The two anti-habeas corpus statutes recently enacted by the 109th Congress are disasters.  They undermine the writ of habeas corpus, and they establish precedents for further legislative erosion of the writ. They vastly expand the power of the military to imprison American citizens not charged with any crime. They manifest contempt for the judiciary.  They flout the Geneva Conventions.

“There are,” James Madison wrote, “more instances of abridgment of freedom by gradual and silent encroachments than by violent usurpations.”  The anti-habeas corpus statutes do not come near to totally abolishing the writ of habeas corpus.  But they do stealthily encroach upon it, and there is no logical or practical reason why, if the statutes are upheld by the courts (as they probably will be, in view of the fact that the federal courts are now packed with right-wing judges), we should not expect additional, increasingly worse encroachments to be enacted by future Congresses and then validated by the courts.  Certainly there will always be widely loathed, politically helpless groups or individuals here whom the government and perhaps the majority of Americans, based solely on hatred, prejudice or irrational fear, regard as extremely dangerous and deserving of being locked up permanently without interference from the courts.
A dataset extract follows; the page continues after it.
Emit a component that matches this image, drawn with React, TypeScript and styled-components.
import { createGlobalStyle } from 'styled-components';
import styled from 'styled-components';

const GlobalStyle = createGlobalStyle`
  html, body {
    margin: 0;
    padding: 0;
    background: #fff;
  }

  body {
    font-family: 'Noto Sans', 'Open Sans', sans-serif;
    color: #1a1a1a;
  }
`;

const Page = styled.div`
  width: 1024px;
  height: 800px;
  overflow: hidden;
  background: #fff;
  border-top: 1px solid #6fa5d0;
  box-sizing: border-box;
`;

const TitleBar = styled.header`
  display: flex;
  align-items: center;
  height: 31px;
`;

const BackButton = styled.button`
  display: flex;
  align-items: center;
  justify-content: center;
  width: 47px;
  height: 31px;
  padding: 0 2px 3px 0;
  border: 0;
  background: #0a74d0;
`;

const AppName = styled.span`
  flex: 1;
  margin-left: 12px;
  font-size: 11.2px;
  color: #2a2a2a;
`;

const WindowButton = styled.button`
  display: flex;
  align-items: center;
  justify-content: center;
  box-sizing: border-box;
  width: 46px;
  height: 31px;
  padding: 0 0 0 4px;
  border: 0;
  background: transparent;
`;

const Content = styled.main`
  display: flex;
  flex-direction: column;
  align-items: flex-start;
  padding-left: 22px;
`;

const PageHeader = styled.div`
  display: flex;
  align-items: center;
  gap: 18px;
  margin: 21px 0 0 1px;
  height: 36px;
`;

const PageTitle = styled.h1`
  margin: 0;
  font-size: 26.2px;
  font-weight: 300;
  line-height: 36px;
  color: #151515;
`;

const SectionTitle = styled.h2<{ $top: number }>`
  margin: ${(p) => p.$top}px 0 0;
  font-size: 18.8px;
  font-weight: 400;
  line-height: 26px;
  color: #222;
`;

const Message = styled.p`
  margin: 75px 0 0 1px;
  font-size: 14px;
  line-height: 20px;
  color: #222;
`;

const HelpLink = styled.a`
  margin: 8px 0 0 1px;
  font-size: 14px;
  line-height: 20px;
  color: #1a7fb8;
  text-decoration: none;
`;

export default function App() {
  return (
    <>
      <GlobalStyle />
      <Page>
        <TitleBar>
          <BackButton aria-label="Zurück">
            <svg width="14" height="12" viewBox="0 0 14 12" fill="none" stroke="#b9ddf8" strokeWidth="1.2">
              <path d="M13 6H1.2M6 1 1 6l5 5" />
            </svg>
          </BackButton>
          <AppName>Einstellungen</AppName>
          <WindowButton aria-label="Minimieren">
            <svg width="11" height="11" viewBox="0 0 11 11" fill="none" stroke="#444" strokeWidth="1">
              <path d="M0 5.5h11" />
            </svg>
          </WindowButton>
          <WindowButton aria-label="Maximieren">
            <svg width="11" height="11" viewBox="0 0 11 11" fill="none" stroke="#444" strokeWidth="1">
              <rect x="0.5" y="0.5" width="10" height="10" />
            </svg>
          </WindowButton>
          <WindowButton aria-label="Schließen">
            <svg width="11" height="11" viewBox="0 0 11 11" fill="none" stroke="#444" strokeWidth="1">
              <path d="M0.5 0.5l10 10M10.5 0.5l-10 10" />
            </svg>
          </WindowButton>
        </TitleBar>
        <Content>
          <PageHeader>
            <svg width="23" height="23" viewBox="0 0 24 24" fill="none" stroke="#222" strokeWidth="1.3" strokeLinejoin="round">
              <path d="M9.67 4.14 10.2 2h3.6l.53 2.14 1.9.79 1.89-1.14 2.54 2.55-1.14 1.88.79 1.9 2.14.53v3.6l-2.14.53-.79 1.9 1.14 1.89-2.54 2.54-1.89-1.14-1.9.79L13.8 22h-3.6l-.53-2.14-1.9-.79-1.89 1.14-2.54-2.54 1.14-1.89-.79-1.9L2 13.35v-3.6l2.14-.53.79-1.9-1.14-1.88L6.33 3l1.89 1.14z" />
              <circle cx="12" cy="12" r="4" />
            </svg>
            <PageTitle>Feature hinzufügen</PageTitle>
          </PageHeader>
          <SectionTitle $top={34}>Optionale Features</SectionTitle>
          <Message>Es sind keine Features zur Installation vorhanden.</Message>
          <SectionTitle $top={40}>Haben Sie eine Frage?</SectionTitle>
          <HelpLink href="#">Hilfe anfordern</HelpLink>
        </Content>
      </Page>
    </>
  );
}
Law professor Jonathan Turley recently noted that, to this nation’s shame, the public was “strangely silent” as these anti-habeas corpus statutes were being debated in Congress and that their enactment produced only a “national yawn.”  If present trends continue, we Americans might cease dozing one day and suddenly realize that the writ for revivifying us from the death of illegal confinement has itself died, that while we were slumbering the Great Writ suffered the death of a thousand cuts, that habeas corpus is now habeas corpse.